U.S. foreign policy is starting to hinder foreign trade, panelists said Tuesday at an international business conference sponsored by Kansas University.
David Lambertson, former U.S. ambassador to Thailand, told attendees at KU's Global Advantage Conference that American businesses still were having success in international markets, but said foreign companies had started to change their attitude about America.
"We have always been the big gorilla and so we've always been perceived differently than any other country," said Lambertson, a panel member. "But I think we're still largely perceived as a kind, benevolent gorilla.
"But I do think our foreign policy has undercut that image some. I think we have lost ground over the last three years because of our foreign policy," he added.
Robert Riordan, vice president for government affairs for Black & Veatch engineering, said he had felt a different attitude among foreign business partners that dates to the beginning of the war on terror.
"Ever since the U.S. said it will use a first-strike policy if needed, everybody is a little uncomfortable," Riordan said. "That's why I say we're being perceived as more of an imperialistic country in the world. We're using imperialistic tactics.
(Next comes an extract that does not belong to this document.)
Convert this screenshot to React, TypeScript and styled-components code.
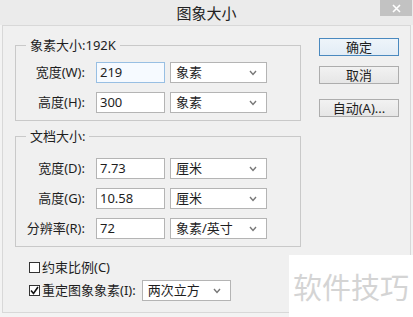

Most of the world understands imperialism and it has made them a little bit uneasy right now."
Lambertson, who was appointed by the first President Bush, said the United States' willingness to act unilaterally on foreign policy issues, such as the war with Iraq, was the single biggest issue leading to a change in thinking in international markets.
"But we're in an extremely difficult situation right now because of the overriding importance of the war on terror," Lambertson said. "It is difficult for us not to break some eggs right now."
Lambertson said he thought the damage to businesses seeking to conduct international business had been relatively minor. He said he still believed U.S. companies were the "partner of choice" in most countries.
Riordan said that was changing though. He said particularly in southeast Asia, the Chinese were becoming larger players.
Martin Park, vice chairman of the Kansas World Trade Center in Wichita, said attitudes were beginning to change in Europe, as well. He said he believed the Europeans had become tougher negotiators with American companies.
"The Europeans are saying they don't give a damn anymore," Park said. "They're saying they're going to do whatever it takes to beat the Americans when we try to bully them."
Melissa Birch, director of KU's Center for International Business Education and Research, which was a sponsor of the conference, said the comments tracked with what she had heard from other businesses and educators.
"I think the feeling may be that conducting international business may be more difficult, but it is not impossible," Birch said.
The conference, which attracted about 100 participants, brought together educators, government officials and businesses to specifically talk about international business. KU officials said they were hoping to the conference would become a regular event, perhaps being conducted once every two years.